Artemis II functions as a program-level de-risking event: a clean demonstration materially raises the probability that follow-on, higher‑value procurements (integration contracts, ground systems, cryogenic handling and long‑lead spares) are funded on schedule over the next 12–36 months. That shifts cash‑flow timing for mid‑cap subsystem vendors more than it does for the big primes — small suppliers with concentrated exposure to cryogenics, avionics or composite structures can see 10–30% earnings volatility as contract awards move from “probable” to “awarded.” Second‑order supply chain winners are often overlooked: ground‑support equipment and cryogenics providers will see near-term aftermarket demand (tank upgrades, fueling lines, handling procedures) that convert to steady multi‑year service revenues, while commodity winners (steel, simple machining) see only one‑time spikes.
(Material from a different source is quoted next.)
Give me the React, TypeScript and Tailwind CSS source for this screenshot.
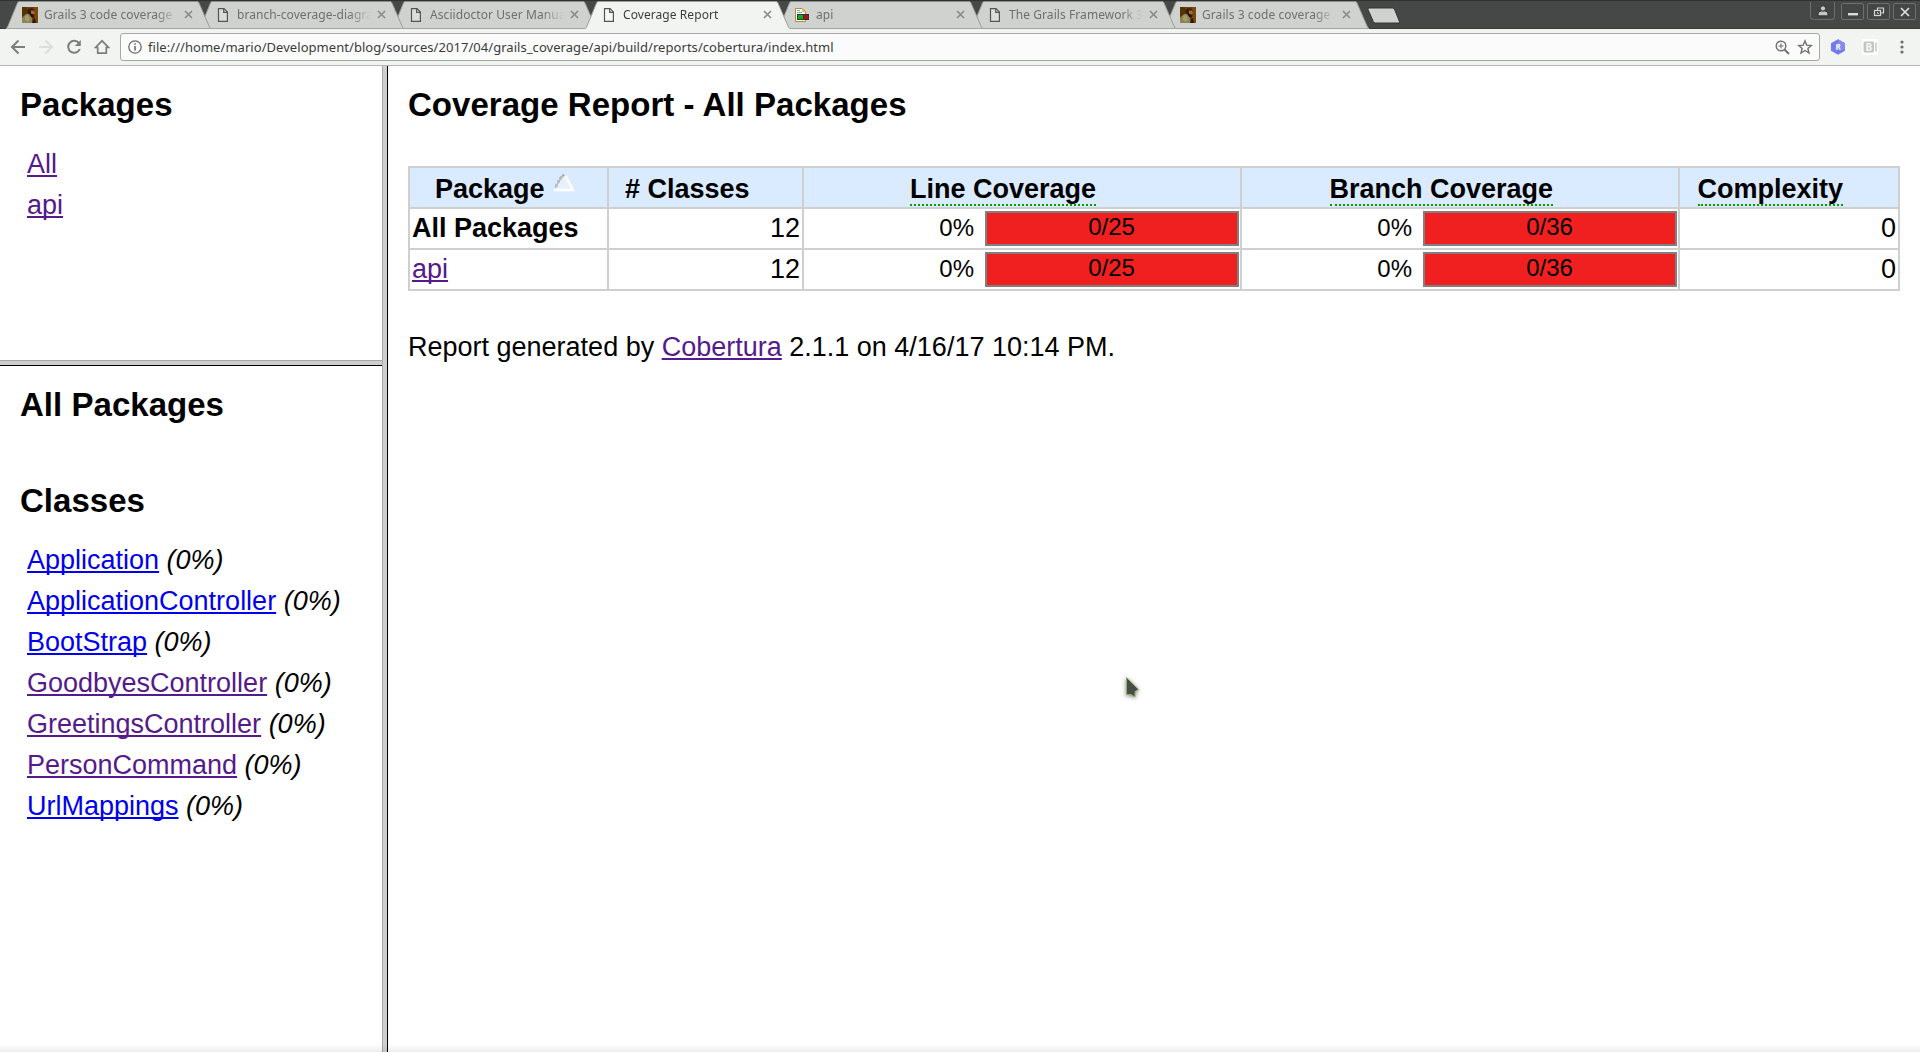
import { ReactNode } from "react";

type TabIcon = "photo" | "page" | "report";
interface Tab {
  title: string;
  icon: TabIcon;
  active?: boolean;
}

const tabs: Tab[] = [
  { title: "Grails 3 code coverage", icon: "photo" },
  { title: "branch-coverage-diagra", icon: "page" },
  { title: "Asciidoctor User Manua", icon: "page" },
  { title: "Coverage Report", icon: "page", active: true },
  { title: "api", icon: "report" },
  { title: "The Grails Framework 3", icon: "page" },
  { title: "Grails 3 code coverage", icon: "photo" },
];

const stack = ["z-[7]", "z-[6]", "z-[5]", "z-[8]", "z-[4]", "z-[3]", "z-[2]"];

const classes = [
  { name: "Application", visited: false },
  { name: "ApplicationController", visited: false },
  { name: "BootStrap", visited: false },
  { name: "GoodbyesController", visited: true },
  { name: "GreetingsController", visited: true },
  { name: "PersonCommand", visited: true },
  { name: "UrlMappings", visited: false },
];

function Favicon({ kind }: { kind: TabIcon }) {
  if (kind === "photo")
    return (
      <svg width="16" height="16" viewBox="0 0 16 16" className="shrink-0">
        <rect width="16" height="16" fill="#6b4005" />
        <rect width="5" height="9" fill="#573203" />
        <rect x="12" width="4" height="16" fill="#7a4b08" />
        <path d="M5 3 Q8 0 12 2 L13 6 L12 10 L9 10 L6 7 Z" fill="#3a1c0c" />
        <path d="M9 3.5 L12 3.5 L13 6 L12 8 L9 7 Z" fill="#a5683f" />
        <path d="M8 6 L12 8 L11.5 11 L8 9 Z" fill="#2a1108" />
        <path d="M0 11 L4 7 L7 7 L10 11 L11 16 L0 16 Z" fill="#8b8455" />
        <path d="M3 9 L6 8 L8 12 L6 15 L3 13 Z" fill="#a39b6b" />
        <path d="M11 12 L13 11 L14 16 L10 16 Z" fill="#301806" />
      </svg>
    );
  if (kind === "report")
    return (
      <svg width="16" height="16" viewBox="0 0 16 16" className="shrink-0">
        <path d="M1.5 1.5 H8.500 L11.5 4.5 V14.500 H1.5 Z" fill="#fff" stroke="#b08a3a" />
        <path d="M8 1 V5 H12 Z" fill="#e6bd57" />
        <path d="M3 3.5 H6 M3 5.5 H8" stroke="#7f9fd0" />
        <rect x="3.5" y="7.5" width="6" height="5" fill="#10b010" stroke="#333" />
        <rect x="9.5" y="7.5" width="5" height="5" fill="#b01018" stroke="#333" />
      </svg>
    );
  return (
    <svg width="16" height="16" viewBox="0 0 16 16" className="shrink-0">
      <path d="M3.5 1.6 H9 L12.4 5 V14.4 H3.5 Z" fill="#fff" fillOpacity=".25" stroke="#555" strokeWidth="1.2" />
      <path d="M8.7 1.6 V5.4 H12.4" fill="none" stroke="#555" strokeWidth="1.2" />
    </svg>
  );
}

function BrowserTab({ tab, order }: { tab: Tab; order: string }) {
  const fill = tab.active ? "#f2f4f2" : "#d0d2cf";
  const text = tab.active ? "text-[#3c3e3c]" : "text-[#6e706e]";
  return (
    <div className={`relative -ml-3 flex h-[29px] w-[205px] shrink-0 items-center ${order}`}>
      <svg width="205" height="29" className="absolute inset-0">
        <path d="M0 29 L2 26 L11.5 3 Q12 1.5 13.5 1.5 H191 Q192.500 1.500 193 3 L203 26 L205 29 Z" fill={fill} />
        <path
          d="M0.500 28.500 L2 26 L11.500 3 Q12 1.500 13.500 1.500 M191 1.500 Q192.500 1.500 193 3 L203 26 L204.500 28.500"
          fill="none"
          stroke="#9c9e9c"
        />
        {!tab.active && <path d="M0 28.500 H205" stroke="#a4a6a4" />}
      </svg>
      <div className="relative flex w-full items-center pl-4">
        <Favicon kind={tab.icon} />
        <div className="ml-1.5 w-[135px] [mask-image:linear-gradient(to_right,black_112px,transparent_134px)]">
          <span className={`block text-[12px] leading-[18px] tracking-[0.07px] whitespace-nowrap ${text}`}>{tab.title}</span>
        </div>
        <svg width="9" height="9" viewBox="0 0 9 9" className="ml-[5px] shrink-0">
          <path d="M1 1 L8 8 M8 1 L1 8" stroke="#8a8c8a" strokeWidth="1.7" />
        </svg>
      </div>
    </div>
  );
}

function WindowButton({ children }: { children: ReactNode }) {
  return (
    <div className="flex h-[17px] w-[23px] items-center justify-center rounded-[2px] border border-[#6d6f6d] bg-[#434644]">
      {children}
    </div>
  );
}

function TabStrip() {
  return (
    <div className="flex h-[29px] border-b border-[#393b39] bg-[#454846] pl-[18px] shadow-[inset_0_1px_0_#303230]">
      {tabs.map((t, i) => (
        <BrowserTab key={i} tab={t} order={stack[i]} />
      ))}
      <svg width="36" height="20" viewBox="0 0 36 20" className="mt-[6px] -ml-[3px]">
        <path d="M3 2 H26.500 Q28 2 28.800 4 L34 17 H9.500 Q8 17 7.300 15.500 L2 3.500 Q2 2 3 2 Z" fill="#d0d2cf" stroke="#343634" />
      </svg>
      <div className="mt-[3px] mr-[4px] ml-auto flex gap-[3px]">
        <div className="mr-[3px] -mt-px flex h-[18px] w-[25px] items-center justify-center rounded-b border border-t-0 border-[#6d6f6d] bg-[#434644]">
          <svg width="12" height="12" viewBox="0 0 12 12" fill="#c4c6c4" stroke="#202220" strokeWidth=".8">
            <path d="M1 10.800 V9 Q1 6 4.500 6 H7.500 Q11 6 11 9 V10.800 Z" />
            <circle cx="6" cy="3.400" r="2.600" />
          </svg>
        </div>
        <WindowButton>
          <svg width="12" height="12" viewBox="0 0 12 12">
            <rect x="1" y="7" width="10" height="2.400" fill="#dadcda" />
          </svg>
        </WindowButton>
        <WindowButton>
          <svg width="12" height="12" viewBox="0 0 12 12" fill="none" stroke="#d4d6d4" strokeWidth="1.200">
            <path d="M4.500 4 V2 H10.500 V7 H8" />
            <rect x="1.500" y="4.500" width="6" height="5" />
            <path d="M4.500 6 V7.500 H6" strokeWidth=".8" />
          </svg>
        </WindowButton>
        <WindowButton>
          <svg width="12" height="12" viewBox="0 0 12 12">
            <path d="M2 2 L10 10 M10 2 L2 10" stroke="#dcdedc" strokeWidth="1.700" />
          </svg>
        </WindowButton>
      </div>
    </div>
  );
}

function Toolbar() {
  return (
    <div className="flex h-[37px] items-center border-b border-[#b4b6b4] bg-[#f2f4f2]">
      <div className="flex items-center gap-3 pl-[10px]">
        <svg width="16" height="16" viewBox="0 0 16 16" fill="none" stroke="#7c7e7c" strokeWidth="2">
          <path d="M15 8 H2.500 M8.500 1.500 L2 8 L8.500 14.500" />
        </svg>
        <svg width="16" height="16" viewBox="0 0 16 16" fill="none" stroke="#dcdedc" strokeWidth="2">
          <path d="M1 8 H13.500 M7.500 1.500 L14 8 L7.500 14.500" />
        </svg>
        <svg width="16" height="16" viewBox="0 0 16 16">
          <path d="M13 4.200 A6 6 0 1 0 13.800 10" fill="none" stroke="#7c7e7c" strokeWidth="2" />
          <path d="M14.800 1 V7 H8.800 Z" fill="#7c7e7c" />
        </svg>
        <svg width="16" height="16" viewBox="0 0 16 16" fill="none" stroke="#7c7e7c" strokeWidth="1.700">
          <path d="M1.500 8.500 L8 1.800 L14.500 8.500 H12.300 V14.200 H3.700 V8.500 Z" />
        </svg>
      </div>
      <div className="ml-[10px] flex h-7 w-[1700px] items-center rounded-[3px] border border-[#a6a8a6] bg-[#fafbfa]">
        <svg width="14" height="14" viewBox="0 0 14 14" className="ml-[7px]">
          <circle cx="7" cy="7" r="6.200" fill="none" stroke="#6a6c6a" strokeWidth="1.300" />
          <path d="M7 6 V10.500 M7 3.300 V4.800" stroke="#6a6c6a" strokeWidth="1.600" />
        </svg>
        <span className="ml-[6px] text-[13px] leading-[20px] tracking-[0.05px] whitespace-nowrap text-[#3a3c3a]">
          file:///home/mario/Development/blog/sources/2017/04/grails_coverage/api/build/reports/cobertura/index.html
        </span>
        <svg width="15" height="15" viewBox="0 0 15 15" className="ml-auto" fill="none" stroke="#6e706e">
          <circle cx="6" cy="6" r="4.800" strokeWidth="1.400" />
          <path d="M9.500 9.500 L14 14" strokeWidth="1.900" />
          <path d="M3.500 6 H8.500 M6 3.500 V8.500" strokeWidth="1.100" />
        </svg>
        <svg width="16" height="16" viewBox="0 0 16 16" className="mr-[6px] ml-[7px]" fill="none" stroke="#6e706e" strokeWidth="1.400">
          <path d="M8 1.900 L9.800 6.200 L14.300 6.500 L10.900 9.400 L12 14 L8 11.500 L4 14 L5.100 9.400 L1.700 6.500 L6.200 6.200 Z" />
        </svg>
      </div>
      <div className="flex items-center pl-[10px]">
        <div className="relative flex h-4 w-4 items-center justify-center">
          <svg width="16" height="16" viewBox="0 0 16 16" className="absolute inset-0">
            <path d="M8 0.300 L15 4.200 V11.800 L8 15.700 L1 11.800 V4.200 Z" fill="#7279ee" />
            <path d="M8 0.300 L15 4.200 V11.800 L8 8 Z" fill="#858bf4" />
          </svg>
          <span className="relative text-[8px] leading-none font-bold text-white">R</span>
        </div>
        <div className="relative ml-4 flex h-4 w-4 bg-white">
          <svg width="16" height="16" viewBox="0 0 16 16" className="absolute inset-0">
            <rect x="1.500" y="2.500" width="10.500" height="11" rx="1.500" fill="#c4c4c4" />
            <path d="M14 3.500 V12.500" stroke="#c0c0c0" strokeWidth="1.400" />
          </svg>
          <span className="relative ml-[3.500px] text-[10px] leading-[16px] font-bold text-[#f6f6f6]">B</span>
        </div>
        <svg width="4" height="14" viewBox="0 0 4 14" className="ml-[22px]" fill="#6a6c6a">
          <circle cx="2" cy="2" r="1.600" />
          <circle cx="2" cy="7" r="1.600" />
          <circle cx="2" cy="12" r="1.600" />
        </svg>
      </div>
    </div>
  );
}

function Link({ children, visited = true }: { children: ReactNode; visited?: boolean }) {
  return (
    <a
      className={`underline decoration-2 underline-offset-[2px] [text-decoration-skip-ink:none] ${
        visited ? "text-[#551a8b]" : "text-[#0000ee]"
      }`}
    >
      {children}
    </a>
  );
}

function Heading({ children }: { children: ReactNode }) {
  return <h5 className="text-[33px] leading-[38px] font-bold tracking-[0.03px] whitespace-nowrap">{children}</h5>;
}

function Term({ children }: { children: ReactNode }) {
  return <span className="border-b-2 border-dotted border-[#00a000]">{children}</span>;
}

function Coverage({ ratio }: { ratio: string }) {
  return (
    <div className="flex items-start bg-white pt-0.5 pr-px text-[24px]">
      <span className="ml-auto pr-[11px] leading-[34px]">0%</span>
      <div className="h-[35px] w-[254px] border-2 border-[#808080] bg-[#f02020] pr-px text-center leading-[28px]">{ratio}</div>
    </div>
  );
}

function Row({ name }: { name: ReactNode }) {
  return (
    <>
      <div className="bg-white pl-0.5">{name}</div>
      <div className="bg-white pr-0.5 text-right">12</div>
      <Coverage ratio="0/25" />
      <Coverage ratio="0/36" />
      <div className="bg-white pr-0.5 text-right">0</div>
    </>
  );
}

export default function App() {
  return (
    <div className="relative flex h-[1052px] w-[1920px] flex-col overflow-hidden bg-white font-['Noto_Sans','Open_Sans',sans-serif]">
      <TabStrip />
      <Toolbar />
      <div className="flex min-h-0 flex-1 font-['Liberation_Sans',Arial,sans-serif] text-[27px] text-black">
        <div className="flex w-[382px] flex-col">
          <div className="h-[294px] pt-5 pl-5">
            <Heading>Packages</Heading>
            <ul className="mt-5 pl-[7px] leading-[41px]">
              <li><Link>All</Link></li>
              <li><Link>api</Link></li>
            </ul>
          </div>
          <div className="h-[6px] border-t border-b border-t-[#a8a8a8] border-b-black bg-[#cfcfcf]" />
          <div className="flex-1 pt-5 pl-5">
            <Heading>All Packages</Heading>
            <div className="mt-[58px]">
              <Heading>Classes</Heading>
            </div>
            <ul className="mt-5 pl-[7px] leading-[41px] whitespace-nowrap">
              {classes.map((c) => (
                <li key={c.name}>
                  <Link visited={c.visited}>{c.name}</Link> <i>(0%)</i>
                </li>
              ))}
            </ul>
          </div>
        </div>
        <div className="w-[6px] border-r border-l border-l-[#a8a8a8] border-r-black bg-[#cfcfcf]" />
        <div className="flex-1 pt-5 pl-5">
          <Heading>Coverage Report - All Packages</Heading>
          <div className="mt-[42px] grid w-[1492px] grid-cols-[197px_193px_436px_436px_218px] grid-rows-[39px_39px_39px] gap-0.5 bg-[#cfcfcf] p-0.5 leading-[39px] whitespace-nowrap">
            <div className="flex bg-[#dbebff] pl-[25px] leading-[42px] font-bold">
              Package
              <svg width="20" height="18" viewBox="0 0 20 18" className="mt-[6px] ml-[9px]">
                <path d="M1 15 L8 1 H11 L19 15 Z" fill="#e6f1fd" />
                <path d="M8 1.500 H10.500 M6.500 3 V6 M4.500 6 V9 M2.500 10 V13 M7.500 2 V4" fill="none" stroke="#a0a4a8" strokeWidth="2" />
                <path d="M1 14 L4 9 L8 2" fill="none" stroke="#b8bdc4" strokeWidth="1.500" />
                <path d="M11.500 2 L18.500 15 M0 16 H20" fill="none" stroke="#fff" strokeWidth="2.400" />
              </svg>
            </div>
            <div className="bg-[#dbebff] pl-4 leading-[42px] font-bold"># Classes</div>
            <div className="bg-[#dbebff] pl-[106px] leading-[42px] font-bold"><Term>Line Coverage</Term></div>
            <div className="bg-[#dbebff] pl-[87.500px] leading-[42px] font-bold"><Term>Branch Coverage</Term></div>
            <div className="bg-[#dbebff] pl-[17.500px] leading-[42px] font-bold"><Term>Complexity</Term></div>
            <Row name={<b>All Packages</b>} />
            <Row name={<Link>api</Link>} />
          </div>
          <p className="mt-9 leading-[41px]">
            Report generated by <Link>Cobertura</Link> 2.1.1 on 4/16/17 10:14 PM.
          </p>
        </div>
      </div>
      <div className="absolute inset-x-0 bottom-0 h-2 bg-linear-to-b from-transparent to-black/7" />
      <svg width="20" height="28" viewBox="0 0 20 28" className="absolute top-[675px] left-[1123px] drop-shadow-[0_1px_2px_rgba(0,0,0,0.5)]">
        <path d="M3.500 2.500 L15.500 14.500 L12 16.500 L12 22 L8 19.500 H3.500 Z" fill="#4b4b4b" stroke="#87b85c" />
      </svg>
    </div>
  );
}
Conversely, broadly marketed consumer/streaming venues that host the livestream will get PR value but almost no durable revenue shift; markets tend to misprice that distinction in the 24–72 hours around the event. Tail risks concentrate in schedule and anomaly scenarios: a launch scrub or in‑flight anomaly does not just delay revenue — it triggers rework, warranty reserves and potential Congressional hearings that can pause new awards for 3–12 months, amplifying downside for levered suppliers. A calibrated tradebook should therefore reflect asymmetric outcomes: limited cost to buy upside exposure to selective suppliers ahead of a nominally positive outcome, and cheap, short‑dated protection to guard against the low‑probability, high‑impact failure case. Contrarian read: the market narrative that Artemis immediately powers commercial lunar economies is overdone; the real value transfer is to firms that operate at the intersection of government program momentum and recurring ground‑support revenue. If you want secular exposure to a lunar buildout, focus on repeatable service providers rather than headline‑chasing consumer brands that host the livestream.